In the folklore of certain regions of India, caecilians are feared and reviled, based on the incorrect belief that they are fatally venomous. While some species of caecilians appear to bear venom glands, none pose a danger to humans. Caecilians in the Eastern Himalayas are colloquially known as "back ache snakes", while in the Western Ghats, Ichthyophis tricolor is considered to be more toxic than a king cobra. Despite deep cultural respect for the cobra and other dangerous animals, the caecilian is killed on sight by salt and kerosene. These myths have complicated conservation initiatives for Indian caecilians.

Crotaphatrema lamottei, a rare species native to Mount Oku in Cameroon, is classified as a Kefa-ntie (burrowing creature) by the Oku. Kefa-ntie, a term also encompassing native moles and blind snakes, are considered poisonous, causing painful sores if encountered, contacted, or killed. According to Oku tradition, the ceremony to cleanse the affliction involves a potion composed of ground herbs, palm oil, snail shells, and chicken blood applied to and licked off of the left thumb.

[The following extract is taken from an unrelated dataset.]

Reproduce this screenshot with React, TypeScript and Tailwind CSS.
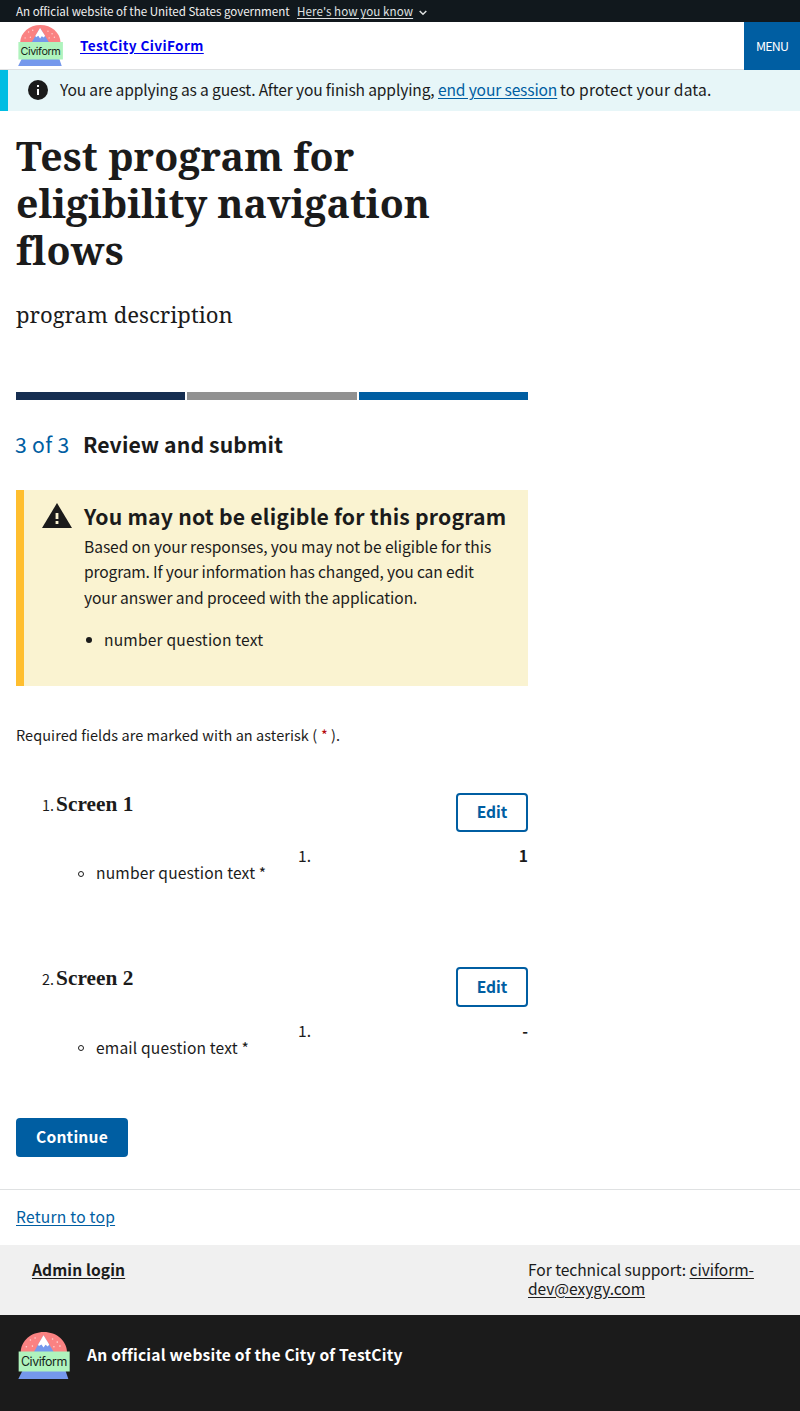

South American caecilians have a variable relationship to local cultures. The minhocão, a legendary worm-like beast in Brazilian folklore, may be inspired by caecilians. Colombian folklore states that the aquatic caecilian, Typhlonectes natans, can be manifested from a lock of hair sealed in a sunken bottle. In southern Mexico and Central America, Dermophis mexicanus is colloquially known as the "tapalcua", a name referencing the belief that it emerges to embed itself in the rear end of any unsuspecting person who chooses to relieve themself over its home. This may be inspired by their tendency to nest in refuse heaps.